Microsoft Admits WGA Phones Home
Microsoft acknowledged reports Wednesday that its latest update to Windows Genuine Advantage (WGA), an anti-piracy program implemented to detect counterfeit copies of Windows XP, phones home to the Redmond company on a daily basis.
News of the occurrence surfaced this week after privacy advocate Lauren Weinstein confirmed Internet murmuring that a connection was being made to Microsoft's servers even after WGA had validated a Windows system as legit. Microsoft quickly responded to the issue, saying the feature was a "safety switch."
WGA, which was made mandatory last July for downloading updates from Windows Update, is still considered a pilot program to Microsoft. It says the "call home" functionality was designed to enable the company to shut down the program in case of a problem, such as an influx of false positives.
The addition came as part of a WGA notifications program rolled out in April. The expansion would cause users running counterfeit versions of Windows to be notified directly on their desktop that their operating system was not legitimate.
Users who may have unknowingly purchased counterfeit software are eligible for a free genuine copy at no cost as long as they fill out a piracy report as well as provide proof of purchase and surrender the counterfeit CDs. Microsoft says about 60% of users promoted to install WGA do so.
But since Microsoft was unsure how the feature would be received by the public, it installed a fail-safe. WGA connects to Microsoft's network and checks a server-side configuration setting to see if it should run. This would enable Microsoft to temporarily halt the program if needed.
While no data is exchanged with Microsoft, the company would know the end-user's IP address and the time they connected. A coming update to WGA will scale the connections back from every day to possibly every 90 days, even if the user does not connect to Windows Update. This would allow Microsoft to mark as counterfeit a version of Windows it initially thought was legitimate.
"We can argue about whether or not the tool's behavior is really spyware -- there are various definitions for spyware, and the question of whether or not you feel that the notice provided at upgrade installation time was sufficient is also directly relevant," commented Weinstein. "I believe that the MS officials I spoke to agree with my assertion that additional clarity and a more "in your face" aspect to these notifications in such cases would be highly desirable."

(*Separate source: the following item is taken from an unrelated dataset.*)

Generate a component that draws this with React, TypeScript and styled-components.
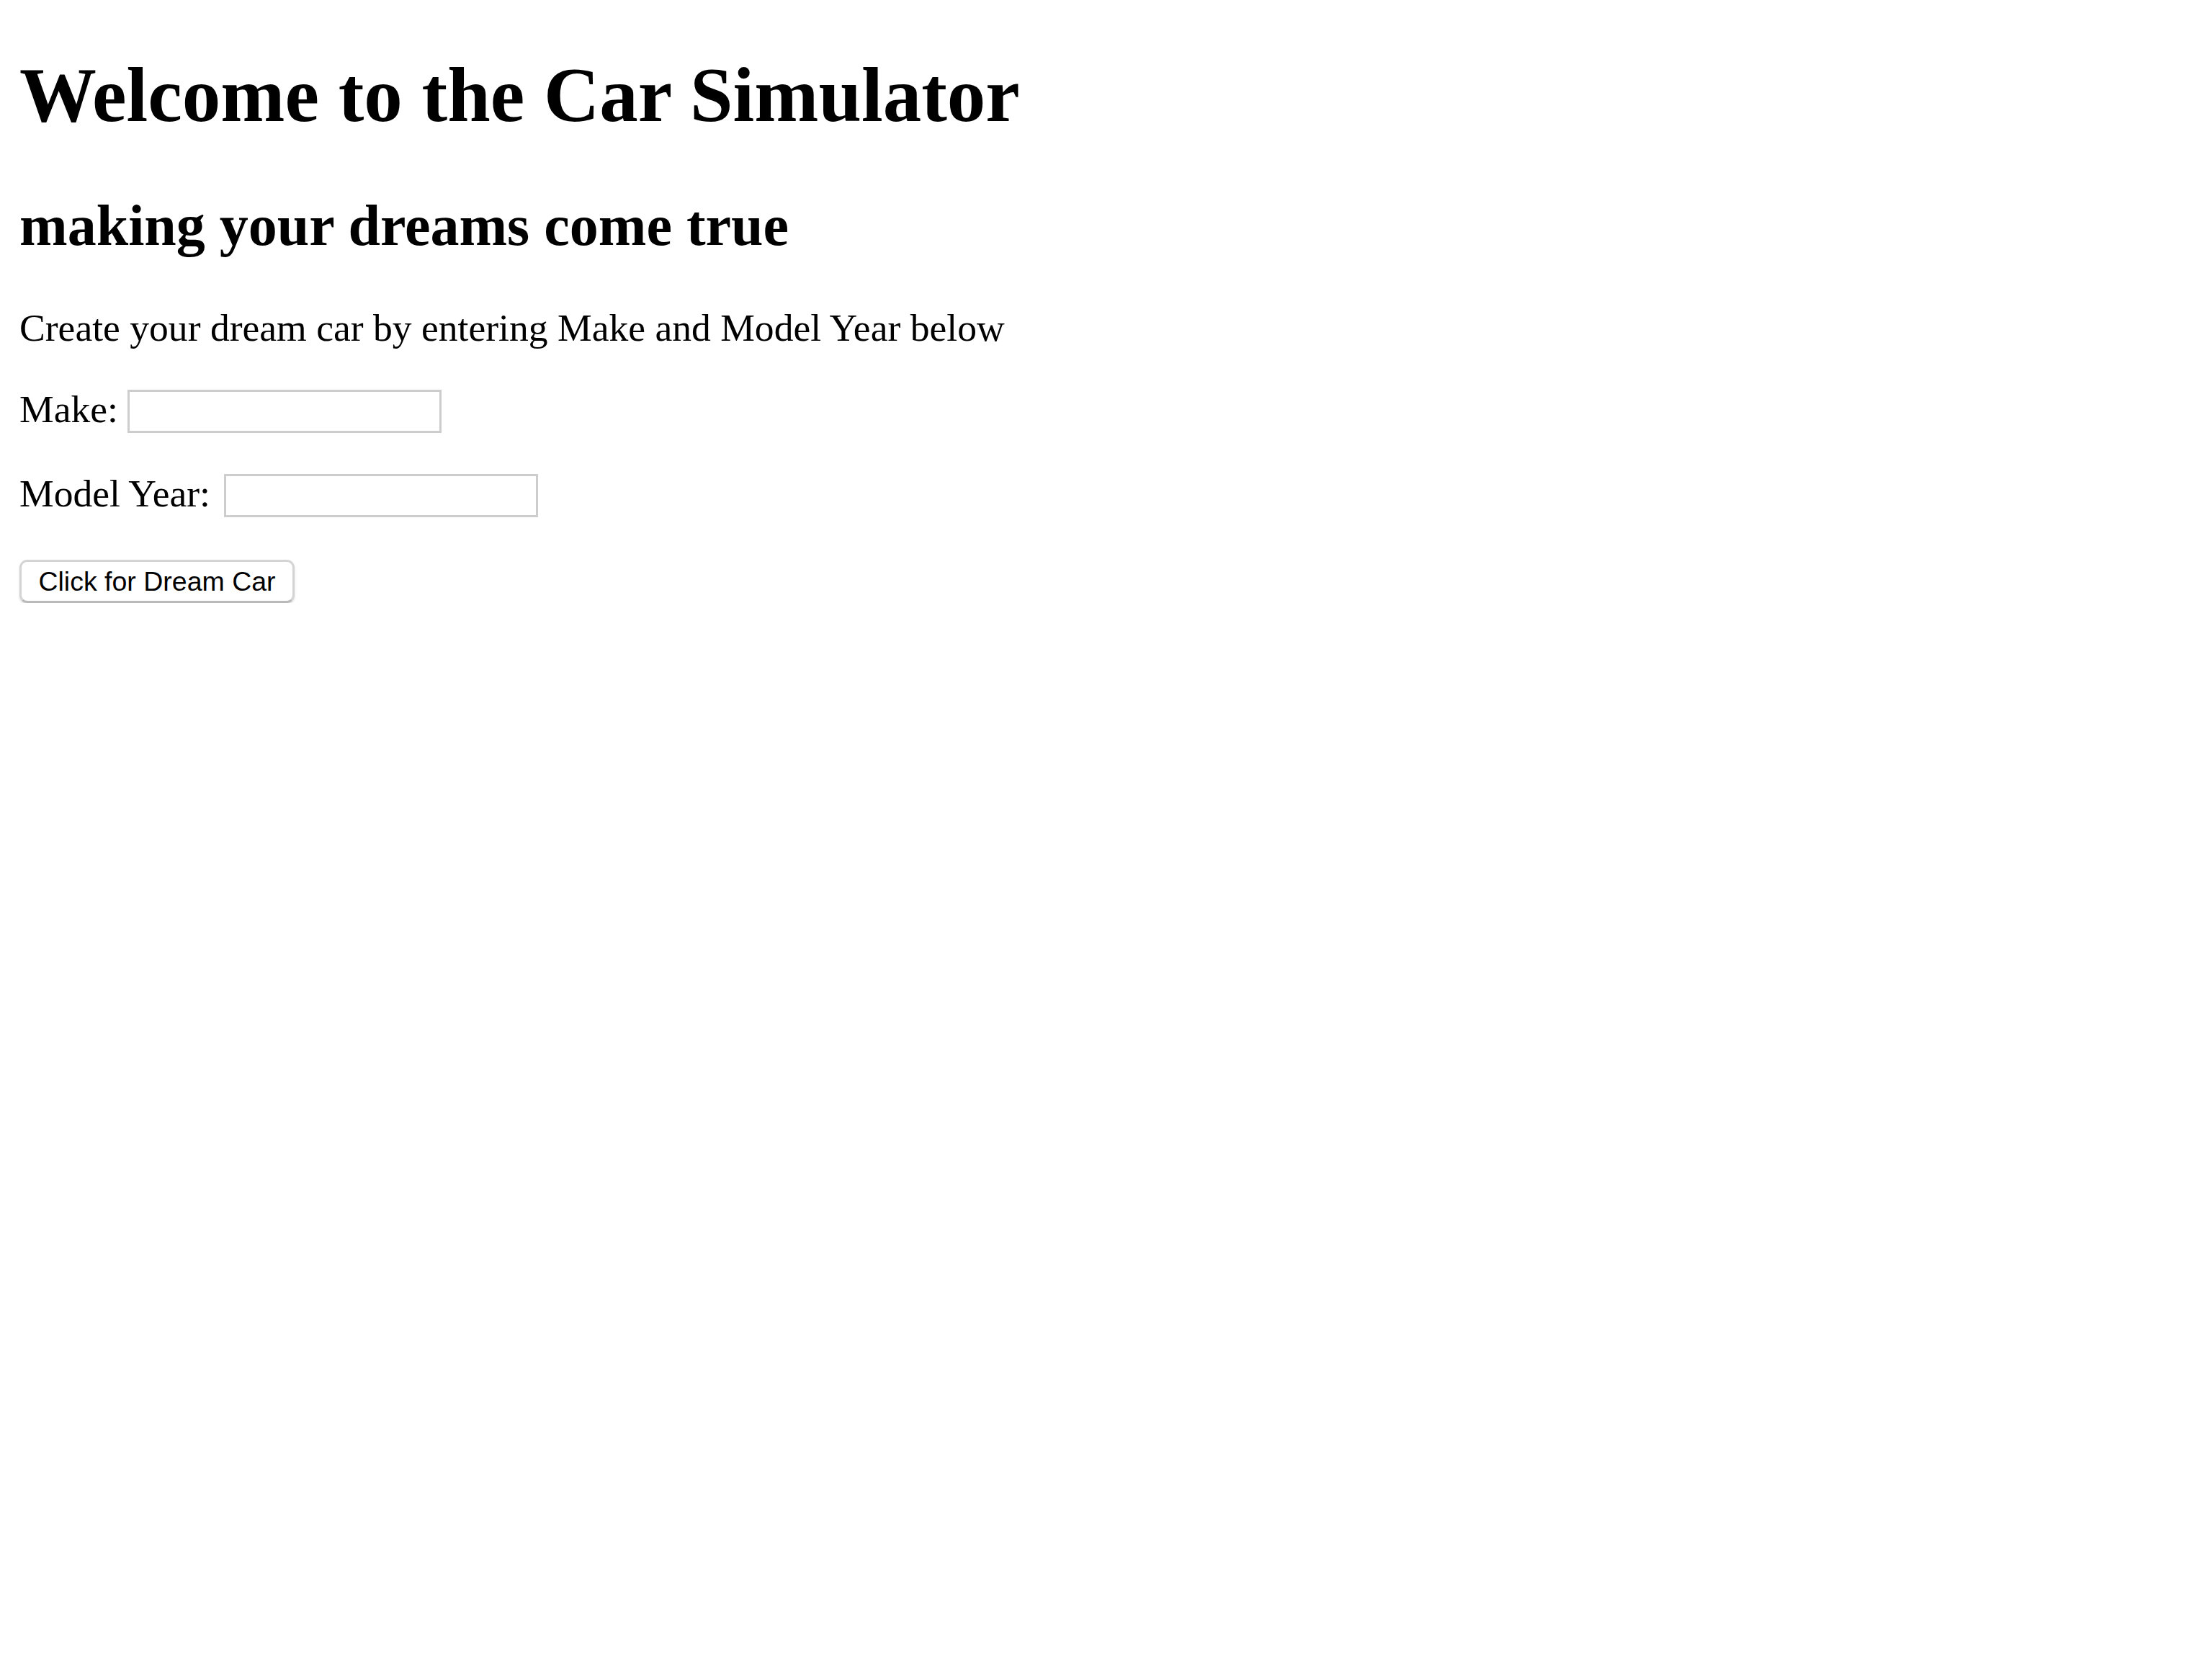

Microsoft says it will make an effort to keep users better informed of such features in the future, even though it feels the daily connection is not a big deal. But Jupiter Research senior analyst Joe Wilcox says he is seeing a disturbing trend coming from the Redmond company.
"The company isn't disclosing all that its beta software does, either because of oversight or intention," Wilcox wrote on the Microsoft Monitor Web log. He cited WGA notifications phoning home and his own experience of Microsoft installing WGA without approval when running Windows Live OneCare.
In addition, Windows Media Player 11 does not allow users to opt out of participating in Microsoft's Customer Experience program. The feature communicates back with Microsoft -- for example when WMP encounters a problem -- and is usually optional.
"Is there a trend here? I have to say yes, based on my personal experience, anyway," says Wilcox. "The point: Something appears to be different--and different should be important to Microsoft competitors and partners, because of the possible impact on them. Different should concern Microsoft, too, as there are legitimate concerns about the response of partners and customers."